At the Time of Termination.

In Paul Pkiach Anupa & Anor vs Attorney General & Anor [2012] eKLR, the Petitioner, who was a Police Constable, was involved in an accident while on official duty and sustained spinal cord injury resulting in paralysis of his lower limbs. He was retired from service at the age of 28 years, despite his doctors recommending that he be assigned light duties like receptionist, radio room operator, clerical duties and or telephone operator as his disability was limited to his lower limbs. The Court found that the Respondents had violated the Petitioner’s rights by retiring him prior to attainment of the prescribed retirement age, without taking into account the possibility of reasonable accommodation, yet they had the ability to do so.
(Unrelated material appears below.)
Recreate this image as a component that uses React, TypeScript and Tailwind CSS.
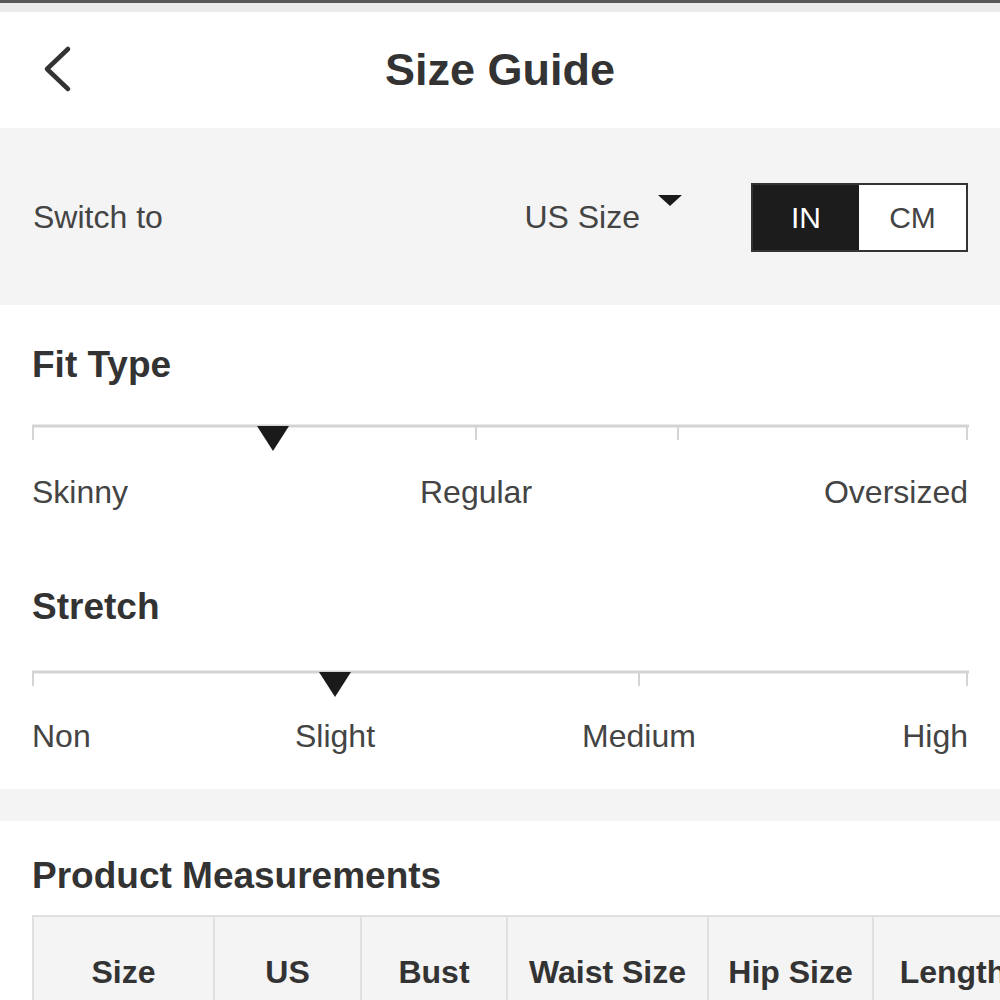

The Petitioner was awarded general damages of KShs. 800,000.00 as compensation for unlawful termination.


The employers’ duty to accommodate person with disability springs from the overriding obligation not to discriminate and protection of the right to dignity. As the saying goes “Disability is not Inability” disability alone does not translate to incapacity to perform employment duties. The law therefore imposes a legal obligation upon employers to accommodate persons with disability and ensure that they gain and/or remain in employment and avoid placing such an employee at a substantial disadvantage.

On the flipside, it is paramount to note that the Principle of Reasonable Accommodation also aims at striking a balance between the rights of an employee living with Disability and the need to avoid imposing undue burden or hardship upon an employer to accommodate such employee. The application of the Principle of Reasonable Accommodation therefore calls for delicate balancing of the interests of an employee against the capacity, needs and/or financial viability of an employer.